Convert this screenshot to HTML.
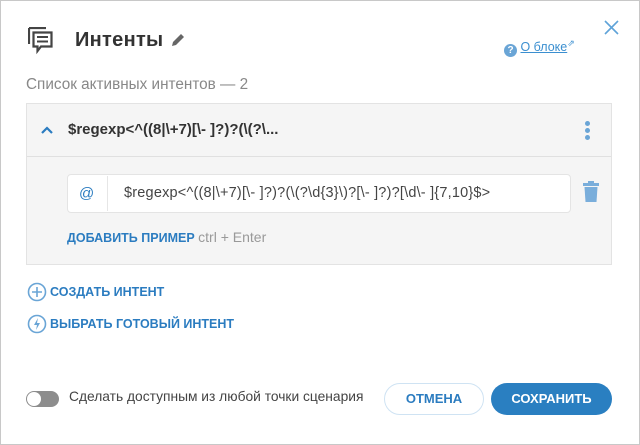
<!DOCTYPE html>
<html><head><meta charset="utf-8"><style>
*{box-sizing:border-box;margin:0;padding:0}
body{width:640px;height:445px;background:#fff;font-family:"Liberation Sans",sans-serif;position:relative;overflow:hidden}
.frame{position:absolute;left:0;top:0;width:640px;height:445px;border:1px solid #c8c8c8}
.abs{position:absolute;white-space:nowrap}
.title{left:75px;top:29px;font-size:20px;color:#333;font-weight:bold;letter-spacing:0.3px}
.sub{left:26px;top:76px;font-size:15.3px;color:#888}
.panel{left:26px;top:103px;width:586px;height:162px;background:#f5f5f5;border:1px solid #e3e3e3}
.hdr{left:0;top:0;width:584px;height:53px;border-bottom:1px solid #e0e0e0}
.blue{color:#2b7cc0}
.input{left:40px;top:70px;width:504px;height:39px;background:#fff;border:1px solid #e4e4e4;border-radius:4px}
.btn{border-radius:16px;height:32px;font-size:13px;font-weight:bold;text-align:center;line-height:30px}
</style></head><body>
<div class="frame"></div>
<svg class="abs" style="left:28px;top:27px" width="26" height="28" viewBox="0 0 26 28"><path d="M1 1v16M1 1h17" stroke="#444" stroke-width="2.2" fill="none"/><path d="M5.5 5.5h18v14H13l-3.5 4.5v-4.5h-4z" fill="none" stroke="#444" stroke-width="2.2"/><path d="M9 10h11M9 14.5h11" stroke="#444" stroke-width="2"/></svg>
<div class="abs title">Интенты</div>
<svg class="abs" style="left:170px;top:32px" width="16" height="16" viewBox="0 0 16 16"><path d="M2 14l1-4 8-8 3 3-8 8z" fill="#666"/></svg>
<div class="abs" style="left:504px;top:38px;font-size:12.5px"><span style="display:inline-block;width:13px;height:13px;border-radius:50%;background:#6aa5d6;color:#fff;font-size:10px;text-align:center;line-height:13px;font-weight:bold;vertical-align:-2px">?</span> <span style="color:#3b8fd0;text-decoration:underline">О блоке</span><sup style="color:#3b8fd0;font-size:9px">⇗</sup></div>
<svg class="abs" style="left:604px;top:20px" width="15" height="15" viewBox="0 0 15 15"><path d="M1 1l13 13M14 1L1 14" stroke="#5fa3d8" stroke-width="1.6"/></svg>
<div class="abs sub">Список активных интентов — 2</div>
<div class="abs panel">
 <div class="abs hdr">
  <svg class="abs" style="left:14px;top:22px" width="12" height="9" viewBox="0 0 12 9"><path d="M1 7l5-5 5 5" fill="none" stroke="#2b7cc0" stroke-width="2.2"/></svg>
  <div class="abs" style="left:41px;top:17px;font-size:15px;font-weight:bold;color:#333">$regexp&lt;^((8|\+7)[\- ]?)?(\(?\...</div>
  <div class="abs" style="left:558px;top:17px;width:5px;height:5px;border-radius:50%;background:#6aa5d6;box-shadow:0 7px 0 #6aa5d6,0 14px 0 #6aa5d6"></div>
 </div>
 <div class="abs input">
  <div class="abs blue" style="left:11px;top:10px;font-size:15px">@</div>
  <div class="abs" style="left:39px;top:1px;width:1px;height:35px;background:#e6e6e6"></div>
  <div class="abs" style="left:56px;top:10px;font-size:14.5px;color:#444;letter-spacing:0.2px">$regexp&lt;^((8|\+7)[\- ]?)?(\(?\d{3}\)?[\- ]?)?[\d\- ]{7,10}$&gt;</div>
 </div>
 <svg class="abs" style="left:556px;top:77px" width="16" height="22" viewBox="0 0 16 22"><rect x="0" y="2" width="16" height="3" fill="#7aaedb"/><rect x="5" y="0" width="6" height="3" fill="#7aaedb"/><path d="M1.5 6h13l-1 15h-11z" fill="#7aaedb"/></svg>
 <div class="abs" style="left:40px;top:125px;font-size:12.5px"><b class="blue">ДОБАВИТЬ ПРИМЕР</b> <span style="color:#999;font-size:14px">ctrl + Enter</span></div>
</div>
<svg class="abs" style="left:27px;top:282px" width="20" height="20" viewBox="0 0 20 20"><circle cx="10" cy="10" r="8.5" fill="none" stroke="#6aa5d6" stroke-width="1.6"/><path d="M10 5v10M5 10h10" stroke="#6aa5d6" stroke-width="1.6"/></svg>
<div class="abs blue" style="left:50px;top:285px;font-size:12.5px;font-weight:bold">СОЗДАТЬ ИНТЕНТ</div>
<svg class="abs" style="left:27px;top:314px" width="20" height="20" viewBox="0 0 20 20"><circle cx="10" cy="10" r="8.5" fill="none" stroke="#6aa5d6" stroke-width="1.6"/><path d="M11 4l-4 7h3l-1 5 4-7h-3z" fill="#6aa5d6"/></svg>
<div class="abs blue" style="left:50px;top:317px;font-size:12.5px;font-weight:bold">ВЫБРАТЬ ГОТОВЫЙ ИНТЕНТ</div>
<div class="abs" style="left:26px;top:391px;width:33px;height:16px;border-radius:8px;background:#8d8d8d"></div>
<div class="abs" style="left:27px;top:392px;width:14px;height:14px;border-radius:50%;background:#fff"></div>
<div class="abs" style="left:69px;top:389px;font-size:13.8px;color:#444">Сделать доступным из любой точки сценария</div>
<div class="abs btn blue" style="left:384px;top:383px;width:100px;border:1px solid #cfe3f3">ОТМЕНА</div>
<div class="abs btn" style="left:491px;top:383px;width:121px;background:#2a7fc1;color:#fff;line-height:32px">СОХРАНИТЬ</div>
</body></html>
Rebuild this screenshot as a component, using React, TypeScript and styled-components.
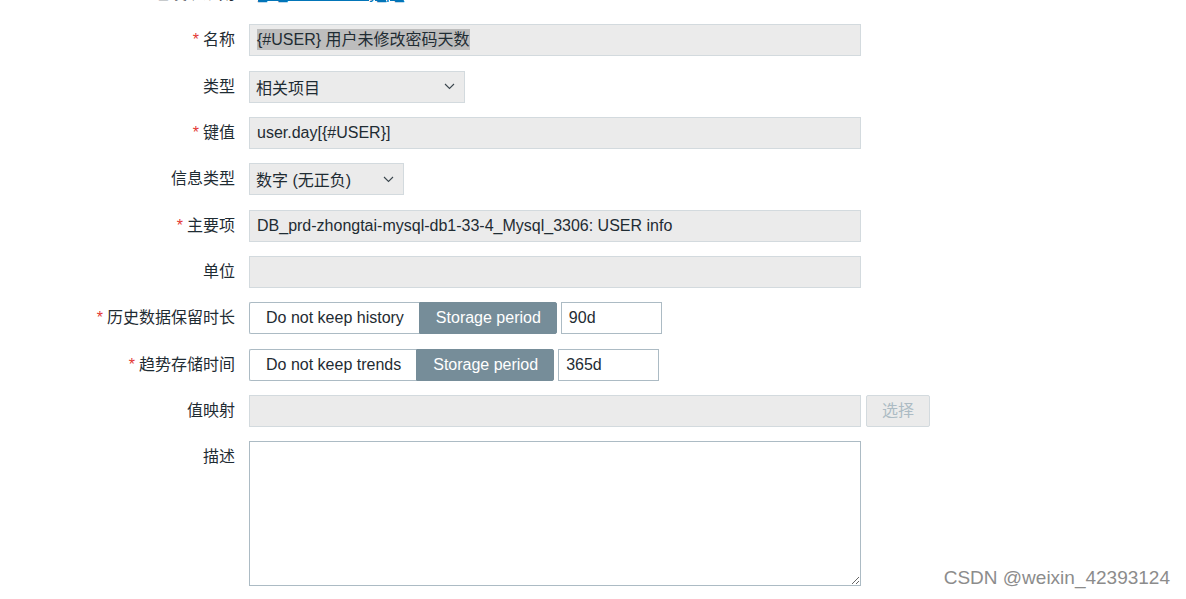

● ● ● ● ●

Return each full line of the entries that contains the word "this".

Convert this screenshot to HTML.
Rebuild this screenshot as a component, using React, TypeScript and styled-components.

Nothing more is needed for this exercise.